**RECORDED INFORMATION:**
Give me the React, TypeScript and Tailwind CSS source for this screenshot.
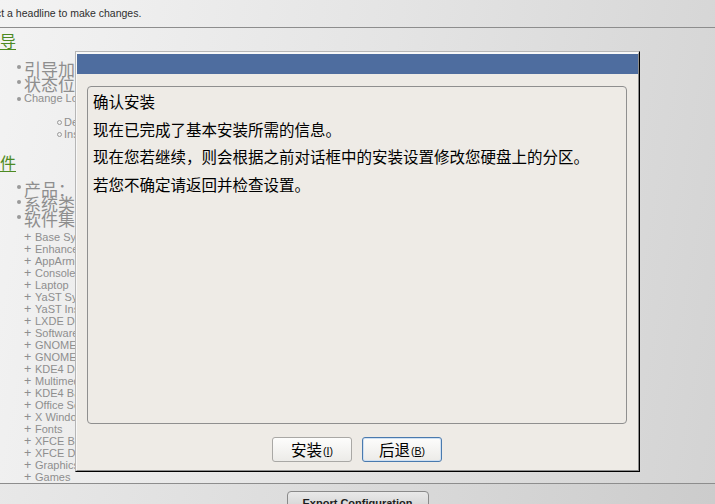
import React from 'react';

const patterns = [
  'Base System',
  'Enhanced Base System',
  'AppArmor',
  'Console Tools',
  'Laptop',
  'YaST System Administration',
  'YaST Installation Packages',
  'LXDE Desktop Environment',
  'Software Management',
  'GNOME Base System',
  'GNOME Desktop Environment',
  'KDE4 Desktop Environment',
  'Multimedia',
  'KDE4 Base System',
  'Office Software',
  'X Window System',
  'Fonts',
  'XFCE Base System',
  'XFCE Desktop Environment',
  'Graphics',
  'Games',
];

function Bullet({ children, cjk }: { children: React.ReactNode; cjk?: boolean }) {
  return (
    <li className="flex items-center h-[15px] whitespace-nowrap">
      <span className={`w-[4px] h-[4px] rounded-full bg-[#9a9a9a] mr-[3px] ${cjk ? '-mt-[4px]' : ''}`} />
      <span className={cjk ? "text-[17px] leading-[15px] font-['Noto_Sans_CJK_SC',sans-serif]" : 'text-[11px] leading-[15px]'}>{children}</span>
    </li>
  );
}

function Heading({ children }: { children: React.ReactNode }) {
  return (
    <h2 className="-ml-[16px] text-[16px] leading-[22px] h-[22px] text-[#4d8a22] underline underline-offset-[2px] font-['Noto_Sans_CJK_SC',sans-serif]">
      {children}
    </h2>
  );
}

function DialogButton({ label, mnemonic, focused }: { label: string; mnemonic: string; focused?: boolean }) {
  return (
    <button
      className={`w-[80px] h-[25px] rounded-[3px] border bg-gradient-to-b from-[#fdfdfc] to-[#ecebe8] flex items-center justify-center text-black ${
        focused ? 'border-[#4a7aae] shadow-[inset_0_0_0_1px_#cfe0f2]' : 'border-[#a9a8a5]'
      }`}
    >
      <span className="text-[15.5px] leading-none font-['Noto_Sans_CJK_SC',sans-serif]">{label}</span>
      <span className="text-[10.5px] leading-none mt-[3px] ml-[1px]">
        (<span className="underline">{mnemonic}</span>)
      </span>
    </button>
  );
}

export default function App() {
  return (
    <div className="relative w-[715px] h-[504px] overflow-hidden bg-[linear-gradient(100deg,#f3f3f3_0%,#e4e4e4_50%,#d3d3d3_100%)] font-['Liberation_Sans',sans-serif] flex flex-col">
      {/* page header */}
      <div className="h-[28px] shrink-0 border-b border-[#8d8d8d] flex items-center text-[10.5px] text-[#2e2e2e] whitespace-nowrap">
        <span className="-ml-[25px]">Select a headline to make changes.</span>
      </div>

      {/* summary content, scrolled horizontally */}
      <div className="flex-1 overflow-hidden text-[#8e8e8e]">
        <div className="mt-[1px]">
          <Heading>引导</Heading>
        </div>
        <ul className="mt-[10px] pl-[17px]">
          <Bullet cjk>引导加载程序类型</Bullet>
          <Bullet cjk>状态位置</Bullet>
          <Bullet>Change Location</Bullet>
        </ul>
        <ul className="mt-[10px] pl-[57px] text-[11px] leading-[12px]">
          {['Default Section', 'Installation'].map((t) => (
            <li key={t} className="flex items-center h-[12px] whitespace-nowrap">
              <span className="w-[5px] h-[5px] rounded-full border border-[#9a9a9a] mr-[2px]" />
              {t}
            </li>
          ))}
        </ul>
        <div className="mt-[11px]">
          <Heading>软件</Heading>
        </div>
        <ul className="mt-[8px] pl-[17px]">
          <Bullet cjk>产品：openSUSE</Bullet>
          <Bullet cjk>系统类型</Bullet>
          <Bullet cjk>软件集</Bullet>
        </ul>
        <ul className="mt-[5px] pl-[24px] text-[11px] leading-[12px]">
          {patterns.map((p) => (
            <li key={p} className="flex items-center h-[12px] whitespace-nowrap">
              <span className="w-[11px] text-[12.5px] leading-[12px]">+</span>
              {p}
            </li>
          ))}
        </ul>
      </div>

      {/* page footer */}
      <div className="h-[21px] shrink-0 border-t border-[#8d8d8d] bg-black/[0.03] flex justify-center pt-[7px]">
        <button className="w-[142px] h-[24px] rounded-[4px] border border-[#8a8a8a] bg-gradient-to-b from-[#e9e9e9] to-[#cdcdcd] text-[11px] font-bold text-[#1e1e1e] leading-[20px] self-start">
          Export Configuration
        </button>
      </div>

      {/* modal dialog */}
      <div className="absolute left-[75px] top-[51px] w-[565px] h-[421px] border border-[#b6b6b6] border-r-black border-b-black flex flex-col">
        <div className="flex-1 flex flex-col border-t-2 border-l border-r border-b border-t-[#f8f8f8] border-l-[#f8f8f8] border-r-[#8e8e8e] border-b-[#8e8e8e] bg-[#eeebe6]">
          <div className="h-[20px] shrink-0 bg-[#4e6d9f]" />
          <div className="flex-1 flex flex-col pt-[12px] pl-[10px] pr-[11px] pb-[8px]">
            <div className="flex-1 border border-[#8f8f8f] rounded-[4px] pl-[5px] pt-[1px] text-[15.5px] leading-[27.5px] text-black font-['Noto_Sans_CJK_SC',sans-serif]">
              <p>确认安装</p>
              <p>现在已完成了基本安装所需的信息。</p>
              <p>现在您若继续，则会根据之前对话框中的安装设置修改您硬盘上的分区。</p>
              <p>若您不确定请返回并检查设置。</p>
            </div>
            <div className="mt-[13px] h-[25px] flex justify-center gap-[10px]">
              <DialogButton label="安装" mnemonic="I" />
              <DialogButton label="后退" mnemonic="B" focused />
            </div>
          </div>
        </div>
      </div>
    </div>
  );
}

**WRITTEN INSTRUCTION:** Using the listing above, gather each line that holds the string "React" and copy it.

**COMPLETE OUTPUT:**
Give me the React, TypeScript and Tailwind CSS source for this screenshot.
import React from 'react';
function Bullet({ children, cjk }: { children: React.ReactNode; cjk?: boolean }) {
function Heading({ children }: { children: React.ReactNode }) {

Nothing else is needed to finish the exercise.